[begin Records supplied]

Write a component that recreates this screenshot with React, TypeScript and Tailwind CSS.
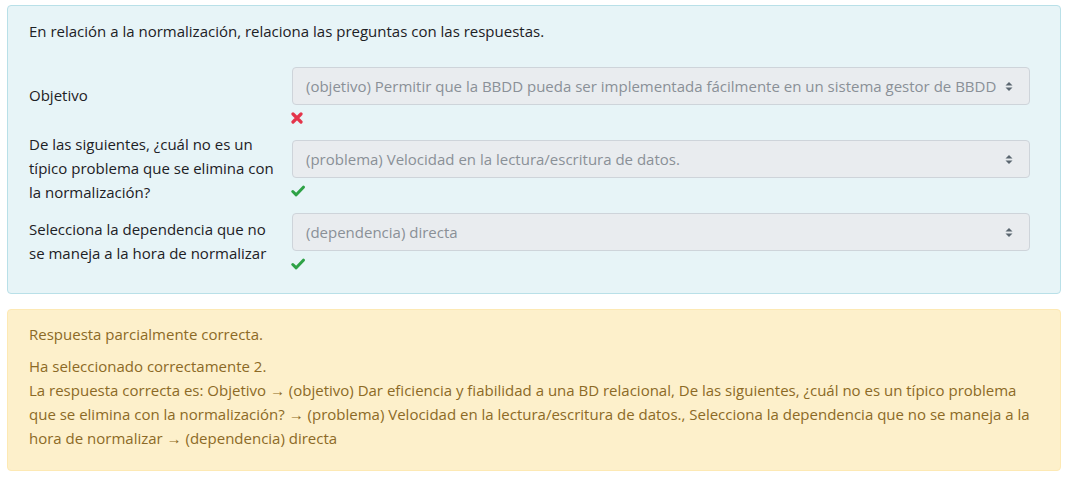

[end Records supplied]
[begin Records supplied]

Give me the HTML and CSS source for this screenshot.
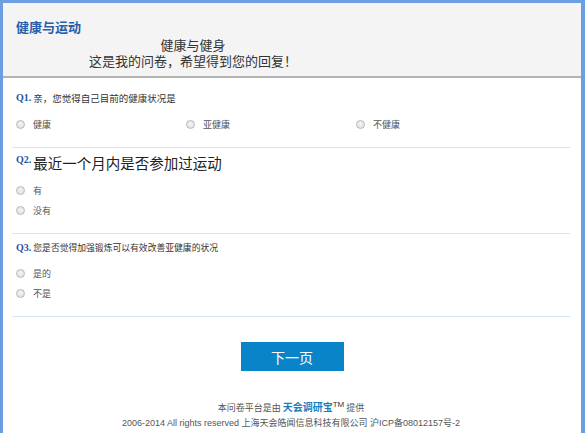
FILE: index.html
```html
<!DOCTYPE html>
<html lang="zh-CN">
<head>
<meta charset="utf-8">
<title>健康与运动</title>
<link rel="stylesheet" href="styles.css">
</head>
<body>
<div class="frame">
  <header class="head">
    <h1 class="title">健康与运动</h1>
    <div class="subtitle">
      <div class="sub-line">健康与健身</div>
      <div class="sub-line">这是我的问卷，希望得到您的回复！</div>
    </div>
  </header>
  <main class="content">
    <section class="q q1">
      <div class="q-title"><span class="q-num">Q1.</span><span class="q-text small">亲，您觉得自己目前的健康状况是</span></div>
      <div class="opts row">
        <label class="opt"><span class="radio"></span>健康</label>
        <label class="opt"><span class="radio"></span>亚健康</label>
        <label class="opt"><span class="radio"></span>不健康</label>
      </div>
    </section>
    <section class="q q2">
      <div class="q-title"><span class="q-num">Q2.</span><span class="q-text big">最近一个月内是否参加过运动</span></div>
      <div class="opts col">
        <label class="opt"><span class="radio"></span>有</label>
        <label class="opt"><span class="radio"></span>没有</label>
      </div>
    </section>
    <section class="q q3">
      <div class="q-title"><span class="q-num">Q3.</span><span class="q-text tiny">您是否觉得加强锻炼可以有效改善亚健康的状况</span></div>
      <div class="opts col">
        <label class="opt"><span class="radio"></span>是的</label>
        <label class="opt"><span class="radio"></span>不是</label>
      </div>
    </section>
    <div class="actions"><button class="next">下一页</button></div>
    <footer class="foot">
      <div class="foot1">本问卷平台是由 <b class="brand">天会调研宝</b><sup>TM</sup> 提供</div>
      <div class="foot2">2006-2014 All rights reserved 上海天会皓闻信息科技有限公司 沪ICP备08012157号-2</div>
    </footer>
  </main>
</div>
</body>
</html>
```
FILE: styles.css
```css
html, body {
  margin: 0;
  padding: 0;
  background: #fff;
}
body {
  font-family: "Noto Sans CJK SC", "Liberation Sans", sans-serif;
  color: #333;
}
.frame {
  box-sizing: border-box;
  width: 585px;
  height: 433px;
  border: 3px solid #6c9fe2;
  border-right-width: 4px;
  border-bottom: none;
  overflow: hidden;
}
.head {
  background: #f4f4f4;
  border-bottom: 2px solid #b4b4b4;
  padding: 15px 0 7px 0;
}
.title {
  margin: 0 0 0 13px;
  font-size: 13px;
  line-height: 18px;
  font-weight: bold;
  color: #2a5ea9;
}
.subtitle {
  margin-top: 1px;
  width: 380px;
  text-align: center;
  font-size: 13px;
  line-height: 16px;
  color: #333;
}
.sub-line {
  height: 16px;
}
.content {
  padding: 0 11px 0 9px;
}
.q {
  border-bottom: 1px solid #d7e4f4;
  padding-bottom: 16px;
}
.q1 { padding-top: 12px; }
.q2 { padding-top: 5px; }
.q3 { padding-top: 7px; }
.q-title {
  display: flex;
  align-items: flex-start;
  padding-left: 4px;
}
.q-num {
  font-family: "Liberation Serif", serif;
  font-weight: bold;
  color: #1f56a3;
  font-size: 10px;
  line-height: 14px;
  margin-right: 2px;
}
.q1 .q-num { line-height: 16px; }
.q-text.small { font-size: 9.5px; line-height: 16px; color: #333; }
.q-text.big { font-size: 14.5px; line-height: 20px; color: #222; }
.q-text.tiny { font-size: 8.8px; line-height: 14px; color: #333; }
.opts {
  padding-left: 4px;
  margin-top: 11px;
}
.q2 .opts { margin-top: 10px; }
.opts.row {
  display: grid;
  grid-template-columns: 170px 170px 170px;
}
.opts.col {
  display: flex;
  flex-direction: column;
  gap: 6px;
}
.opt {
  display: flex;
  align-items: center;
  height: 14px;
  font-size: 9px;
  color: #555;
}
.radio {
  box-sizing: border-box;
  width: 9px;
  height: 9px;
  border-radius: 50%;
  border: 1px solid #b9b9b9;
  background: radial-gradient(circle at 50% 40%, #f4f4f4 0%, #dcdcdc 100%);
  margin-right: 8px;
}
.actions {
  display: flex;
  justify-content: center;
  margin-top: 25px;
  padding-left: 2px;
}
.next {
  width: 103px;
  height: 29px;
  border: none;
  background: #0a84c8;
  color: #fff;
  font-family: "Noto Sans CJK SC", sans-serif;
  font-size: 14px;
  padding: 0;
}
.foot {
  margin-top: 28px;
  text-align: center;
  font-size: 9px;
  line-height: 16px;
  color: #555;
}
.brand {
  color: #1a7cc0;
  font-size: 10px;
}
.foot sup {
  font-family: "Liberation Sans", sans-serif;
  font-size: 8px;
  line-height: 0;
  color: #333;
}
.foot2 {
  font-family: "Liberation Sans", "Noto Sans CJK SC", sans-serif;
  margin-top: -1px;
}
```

[end Records supplied]

■ Given task ■
Scan the material and collect every line that contains "this".

■ Exercise output ■
Write a component that recreates this screenshot with React, TypeScript and Tailwind CSS.
Give me the HTML and CSS source for this screenshot.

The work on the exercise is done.